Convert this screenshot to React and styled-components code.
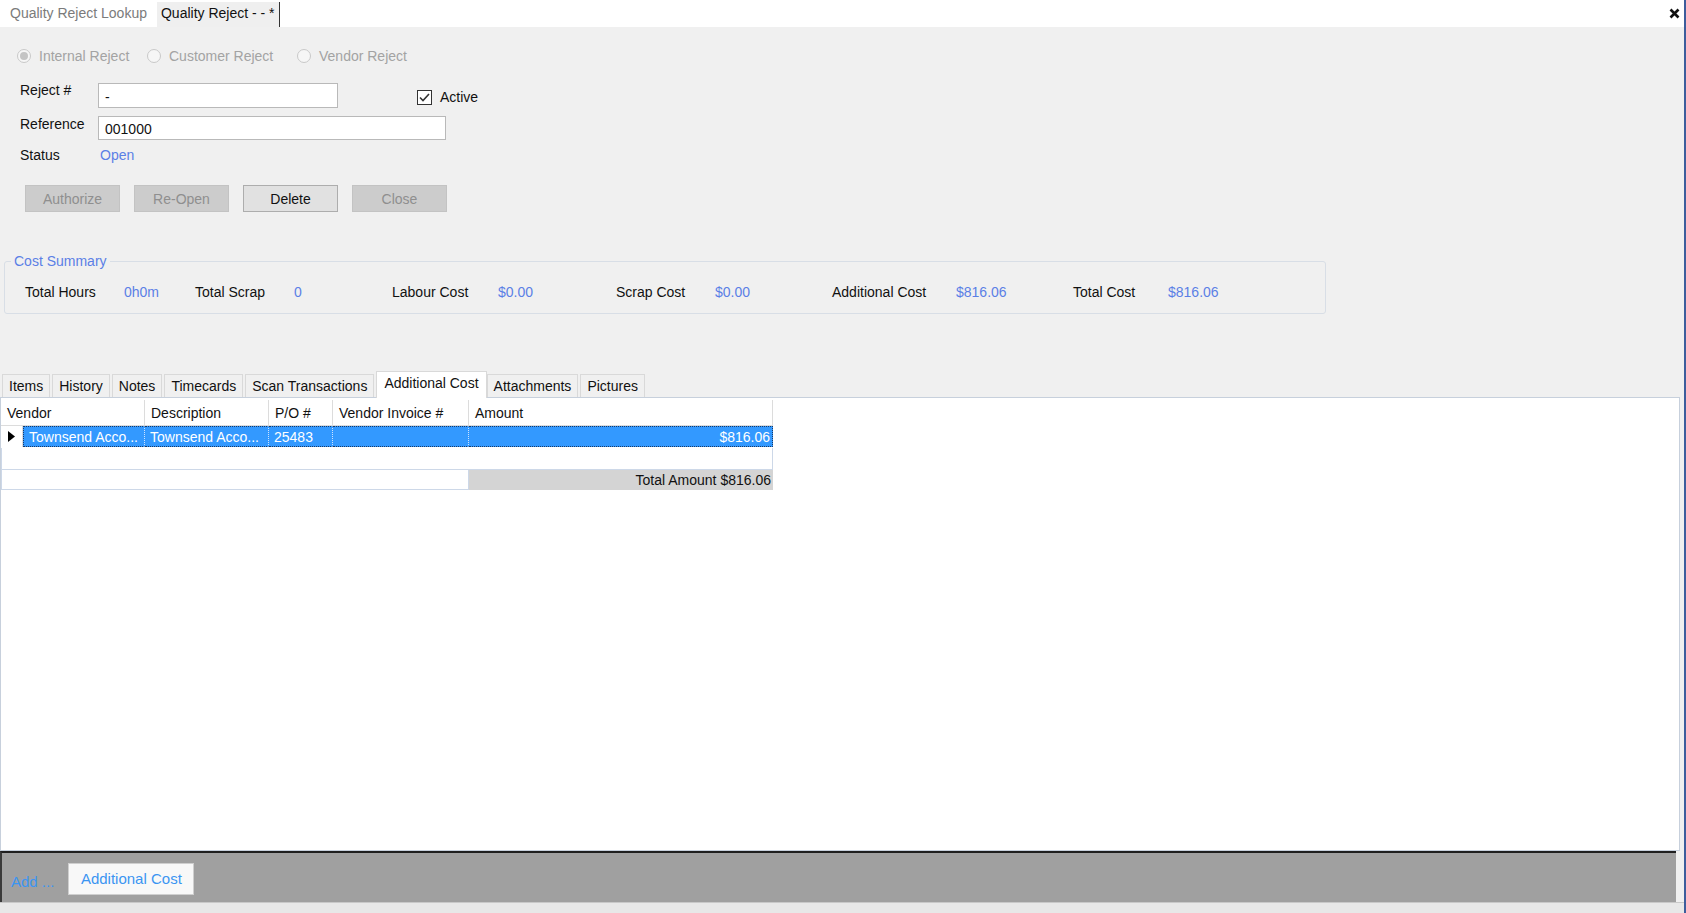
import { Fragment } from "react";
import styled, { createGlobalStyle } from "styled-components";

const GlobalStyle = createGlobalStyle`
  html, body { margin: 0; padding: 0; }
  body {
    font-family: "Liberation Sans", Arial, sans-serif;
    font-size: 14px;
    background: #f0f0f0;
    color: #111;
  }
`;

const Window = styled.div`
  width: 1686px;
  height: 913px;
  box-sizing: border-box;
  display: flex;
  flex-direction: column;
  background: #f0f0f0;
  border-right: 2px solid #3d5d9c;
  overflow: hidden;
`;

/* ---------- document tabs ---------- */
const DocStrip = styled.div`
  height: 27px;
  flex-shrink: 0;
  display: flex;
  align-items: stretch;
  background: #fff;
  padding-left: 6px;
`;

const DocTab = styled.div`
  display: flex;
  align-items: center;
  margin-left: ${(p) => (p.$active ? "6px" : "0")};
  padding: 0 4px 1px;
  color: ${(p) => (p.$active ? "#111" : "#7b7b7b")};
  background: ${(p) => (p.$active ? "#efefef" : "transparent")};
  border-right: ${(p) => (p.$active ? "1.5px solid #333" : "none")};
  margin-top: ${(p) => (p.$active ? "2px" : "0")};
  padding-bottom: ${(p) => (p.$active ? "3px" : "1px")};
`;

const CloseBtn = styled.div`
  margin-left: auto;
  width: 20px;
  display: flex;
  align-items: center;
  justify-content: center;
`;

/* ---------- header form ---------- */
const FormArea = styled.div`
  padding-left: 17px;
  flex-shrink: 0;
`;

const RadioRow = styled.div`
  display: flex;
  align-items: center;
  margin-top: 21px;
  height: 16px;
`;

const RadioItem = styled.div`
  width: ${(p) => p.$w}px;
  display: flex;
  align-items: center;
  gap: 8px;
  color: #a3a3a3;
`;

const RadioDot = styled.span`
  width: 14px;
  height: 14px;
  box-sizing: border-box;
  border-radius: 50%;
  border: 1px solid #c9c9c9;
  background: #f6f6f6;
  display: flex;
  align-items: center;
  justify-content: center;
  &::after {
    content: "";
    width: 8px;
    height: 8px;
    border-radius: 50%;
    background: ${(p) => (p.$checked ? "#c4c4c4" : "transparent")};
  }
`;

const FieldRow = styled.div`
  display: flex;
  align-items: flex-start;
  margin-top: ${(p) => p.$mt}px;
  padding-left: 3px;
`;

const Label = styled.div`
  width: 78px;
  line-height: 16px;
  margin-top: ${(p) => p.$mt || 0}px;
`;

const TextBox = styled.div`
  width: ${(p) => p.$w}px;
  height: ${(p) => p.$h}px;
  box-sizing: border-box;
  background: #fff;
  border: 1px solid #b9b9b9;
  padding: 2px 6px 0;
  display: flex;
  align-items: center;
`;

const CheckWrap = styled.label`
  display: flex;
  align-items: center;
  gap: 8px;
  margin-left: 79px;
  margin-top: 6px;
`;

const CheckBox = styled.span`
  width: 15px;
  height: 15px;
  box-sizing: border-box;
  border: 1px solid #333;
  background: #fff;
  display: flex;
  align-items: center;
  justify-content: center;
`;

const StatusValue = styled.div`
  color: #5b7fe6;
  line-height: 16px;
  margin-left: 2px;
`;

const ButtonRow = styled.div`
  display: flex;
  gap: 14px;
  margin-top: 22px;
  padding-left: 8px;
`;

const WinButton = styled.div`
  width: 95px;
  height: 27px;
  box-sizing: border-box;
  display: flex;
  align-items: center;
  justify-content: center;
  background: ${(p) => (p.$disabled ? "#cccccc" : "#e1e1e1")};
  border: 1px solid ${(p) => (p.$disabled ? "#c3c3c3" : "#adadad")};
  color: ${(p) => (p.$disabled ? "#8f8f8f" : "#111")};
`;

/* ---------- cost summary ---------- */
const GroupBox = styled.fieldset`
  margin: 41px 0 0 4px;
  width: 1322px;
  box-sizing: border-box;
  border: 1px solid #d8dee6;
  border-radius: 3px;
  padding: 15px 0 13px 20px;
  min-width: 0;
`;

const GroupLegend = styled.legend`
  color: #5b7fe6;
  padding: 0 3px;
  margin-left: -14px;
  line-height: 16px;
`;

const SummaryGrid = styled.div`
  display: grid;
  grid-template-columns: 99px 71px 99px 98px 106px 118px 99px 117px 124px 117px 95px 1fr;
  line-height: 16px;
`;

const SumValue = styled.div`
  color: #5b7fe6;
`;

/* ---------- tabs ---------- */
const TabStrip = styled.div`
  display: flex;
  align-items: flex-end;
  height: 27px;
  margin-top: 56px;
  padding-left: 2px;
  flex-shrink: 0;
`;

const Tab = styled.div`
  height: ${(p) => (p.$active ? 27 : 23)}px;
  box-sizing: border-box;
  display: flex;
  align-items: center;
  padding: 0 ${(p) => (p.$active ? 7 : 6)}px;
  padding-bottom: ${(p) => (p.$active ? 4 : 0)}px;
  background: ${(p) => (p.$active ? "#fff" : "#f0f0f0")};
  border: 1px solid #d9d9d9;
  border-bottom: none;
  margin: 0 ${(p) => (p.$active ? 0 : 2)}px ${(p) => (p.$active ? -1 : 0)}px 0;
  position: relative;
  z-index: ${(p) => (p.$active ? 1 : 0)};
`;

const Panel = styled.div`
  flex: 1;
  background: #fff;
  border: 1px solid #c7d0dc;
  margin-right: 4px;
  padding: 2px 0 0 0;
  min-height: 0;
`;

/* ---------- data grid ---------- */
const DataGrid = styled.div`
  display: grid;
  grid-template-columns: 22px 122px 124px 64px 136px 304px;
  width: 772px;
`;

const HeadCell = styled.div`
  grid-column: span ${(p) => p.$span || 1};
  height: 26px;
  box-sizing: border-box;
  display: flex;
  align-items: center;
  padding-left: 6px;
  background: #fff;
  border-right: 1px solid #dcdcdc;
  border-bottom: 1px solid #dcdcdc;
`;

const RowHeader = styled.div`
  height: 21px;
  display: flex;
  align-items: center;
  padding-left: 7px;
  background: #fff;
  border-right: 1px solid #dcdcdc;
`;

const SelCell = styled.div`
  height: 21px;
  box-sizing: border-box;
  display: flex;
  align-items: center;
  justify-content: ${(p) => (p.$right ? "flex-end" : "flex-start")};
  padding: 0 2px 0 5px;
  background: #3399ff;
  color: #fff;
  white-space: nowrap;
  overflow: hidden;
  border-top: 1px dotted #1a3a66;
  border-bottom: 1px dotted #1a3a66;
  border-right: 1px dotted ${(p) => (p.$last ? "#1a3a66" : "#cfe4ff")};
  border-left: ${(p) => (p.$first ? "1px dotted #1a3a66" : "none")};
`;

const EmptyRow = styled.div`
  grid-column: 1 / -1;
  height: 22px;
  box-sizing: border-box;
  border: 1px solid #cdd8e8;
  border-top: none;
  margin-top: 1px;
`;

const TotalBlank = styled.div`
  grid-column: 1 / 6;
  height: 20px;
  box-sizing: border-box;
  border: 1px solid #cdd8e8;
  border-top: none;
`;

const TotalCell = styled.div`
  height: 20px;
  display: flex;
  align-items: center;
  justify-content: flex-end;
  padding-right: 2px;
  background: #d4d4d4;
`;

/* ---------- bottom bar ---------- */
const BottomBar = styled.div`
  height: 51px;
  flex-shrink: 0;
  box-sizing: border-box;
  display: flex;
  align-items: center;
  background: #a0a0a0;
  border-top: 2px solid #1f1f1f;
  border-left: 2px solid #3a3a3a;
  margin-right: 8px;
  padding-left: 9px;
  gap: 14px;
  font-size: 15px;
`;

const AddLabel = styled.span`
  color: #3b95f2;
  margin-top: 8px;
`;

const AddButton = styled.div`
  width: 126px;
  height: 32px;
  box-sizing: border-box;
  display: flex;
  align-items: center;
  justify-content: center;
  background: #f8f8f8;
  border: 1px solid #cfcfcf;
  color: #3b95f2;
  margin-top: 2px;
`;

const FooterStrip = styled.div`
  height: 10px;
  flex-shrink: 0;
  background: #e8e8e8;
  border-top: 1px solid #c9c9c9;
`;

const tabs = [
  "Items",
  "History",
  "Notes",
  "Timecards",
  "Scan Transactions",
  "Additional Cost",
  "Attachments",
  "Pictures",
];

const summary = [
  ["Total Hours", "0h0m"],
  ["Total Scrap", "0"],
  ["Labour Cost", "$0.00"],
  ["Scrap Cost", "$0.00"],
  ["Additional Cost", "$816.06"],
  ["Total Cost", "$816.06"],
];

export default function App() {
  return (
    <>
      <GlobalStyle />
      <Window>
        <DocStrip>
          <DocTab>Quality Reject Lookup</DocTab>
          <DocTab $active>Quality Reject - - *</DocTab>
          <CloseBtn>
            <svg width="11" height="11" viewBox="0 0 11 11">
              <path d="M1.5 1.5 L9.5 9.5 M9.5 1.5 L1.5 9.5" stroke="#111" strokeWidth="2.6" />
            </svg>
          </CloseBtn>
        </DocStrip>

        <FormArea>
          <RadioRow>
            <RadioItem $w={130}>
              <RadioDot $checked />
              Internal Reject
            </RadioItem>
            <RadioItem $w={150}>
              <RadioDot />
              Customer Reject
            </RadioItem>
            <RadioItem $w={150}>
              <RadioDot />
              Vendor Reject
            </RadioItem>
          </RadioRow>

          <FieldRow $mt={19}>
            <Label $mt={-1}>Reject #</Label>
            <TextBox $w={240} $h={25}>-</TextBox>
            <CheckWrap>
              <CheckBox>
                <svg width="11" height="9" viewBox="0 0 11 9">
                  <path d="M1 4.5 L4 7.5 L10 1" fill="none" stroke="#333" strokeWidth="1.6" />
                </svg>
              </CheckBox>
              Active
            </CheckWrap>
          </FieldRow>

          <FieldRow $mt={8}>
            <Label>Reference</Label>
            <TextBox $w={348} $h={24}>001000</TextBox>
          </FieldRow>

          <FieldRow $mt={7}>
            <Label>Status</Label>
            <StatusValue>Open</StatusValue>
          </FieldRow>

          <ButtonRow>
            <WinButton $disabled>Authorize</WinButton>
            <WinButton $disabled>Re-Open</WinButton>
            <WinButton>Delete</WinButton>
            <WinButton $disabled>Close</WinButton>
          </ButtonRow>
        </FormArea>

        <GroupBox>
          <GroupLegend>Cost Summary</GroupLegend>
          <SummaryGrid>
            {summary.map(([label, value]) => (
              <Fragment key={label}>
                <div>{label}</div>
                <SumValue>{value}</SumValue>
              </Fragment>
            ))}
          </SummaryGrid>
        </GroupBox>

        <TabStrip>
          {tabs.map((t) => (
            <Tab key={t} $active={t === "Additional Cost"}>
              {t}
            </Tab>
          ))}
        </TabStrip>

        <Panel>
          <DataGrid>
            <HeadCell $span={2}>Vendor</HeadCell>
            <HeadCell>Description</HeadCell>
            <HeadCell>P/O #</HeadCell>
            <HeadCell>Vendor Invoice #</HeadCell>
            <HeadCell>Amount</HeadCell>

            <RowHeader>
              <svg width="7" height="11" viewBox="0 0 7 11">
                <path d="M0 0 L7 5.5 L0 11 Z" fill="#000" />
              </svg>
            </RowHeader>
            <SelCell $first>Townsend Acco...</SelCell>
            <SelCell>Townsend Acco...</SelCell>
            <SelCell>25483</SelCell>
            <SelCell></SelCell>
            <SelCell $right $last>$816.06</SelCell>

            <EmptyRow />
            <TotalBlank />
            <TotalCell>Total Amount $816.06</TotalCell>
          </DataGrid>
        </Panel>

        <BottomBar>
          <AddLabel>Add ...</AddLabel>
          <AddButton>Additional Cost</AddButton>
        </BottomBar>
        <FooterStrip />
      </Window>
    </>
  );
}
+---+
__YOUR TASK__.
Take every line above carrying "components" and return it.

__TASK SOLUTION__.
Convert this screenshot to React and styled-components code.
import styled, { createGlobalStyle } from "styled-components";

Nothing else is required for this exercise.